Among all the media reports of the NHS being destroyed by target-setting and endless reorganisation, and of patients being put last – or nowhere at all – in NHS policy-making, it was good to learn that, from this month, those dreaded hospital gowns are to be consigned to history, with newly designed ones being introduced to maintain patients’ dignity.
I have only ever been astonished that the bum-barers we have known for so long could ever have been approved for use, and have always believed that, as retribution on behalf of patients, the person who designed them should have been required to walk down busy high streets wearing nothing else every Saturday morning for the rest of his or her life; well, alright then, we’d allow him (for it was almost certainly a “him”) a pair of Doc Martens as well.
This change, loudly to be applauded, echoes another one intended to give patients greater privacy and dignity, the introduction of single-sex wards, but without the one size does not fit all pitfall of the latter.
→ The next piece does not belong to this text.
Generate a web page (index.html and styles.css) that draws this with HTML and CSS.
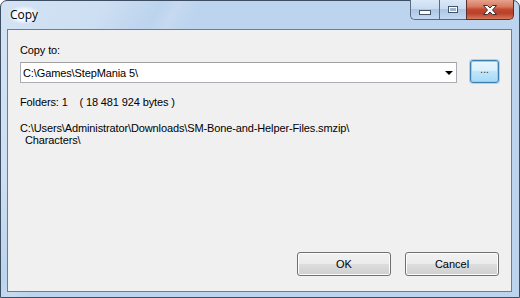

On the face of it, it seems obvious that patients would prefer single-sex wards to mixed-sex ones, and most would. The problem arises when people with skin diseases are admitted to hospital. Non-specialist doctors and nurses have extraordinarily little training in dermatology. Typically, doctors are taught dermatology for no more than about six days during their entire medical training and cannot fail to qualify through paucity of dermatological knowledge; I have heard those six days referred to as the “dermaholiday.” Nurses receive no dermatology training at all. As a result, all the prejudices and misconceptions about skin diseases, so widespread amongst the pubic, are shared by many, perhaps most, of the nursing staff on general wards. They often see skin diseases as trivial, as signs of poor hygiene and perhaps as contagious. Very few of them know anything at all about the proper treatment of skin diseases.
It is for these reasons that several surveys, properly conducted by patient support groups, have shown that most people with skin diseases would prefer to be treated on mixed-sex specialist dermatology wards than on single-sex general ones. As numbers of hospital beds have been reduced over the past ten to 15 years, so have dermatology wards been closed, denying increasing numbers of patients that opportunity – a classic example of the “two steps forward, one step back” syndrome with which the NHS is so widely afflicted.
Whatever the Department of Health may say about being determined to put patients’ interests at the heart of the NHS, the NHS is still a very long way from achieving that, not least because both the Department and NHS managers fear that taking account of patients’ interests would be significantly more expensive than developing and implementing policies designed primarily to reduce costs. The reason why the new hospital gowns have been able to slip through those barriers is that they are no more expensive than the grotesque ones they are replacing.
Peter Lapsley is patient editor, BMJ
Declaration of interests:
The author is patient editor of the BMJ. He was chief executive of the Skin Care Campaign for ten years until March 2007, is an Honorary Member of the British Association of Dermatologists, an Honorary Member and chairman of Trustees of the Primary Care Dermatology Society, and chairman of the Oversight Committee for the All Party Parliamentary Group on Skin.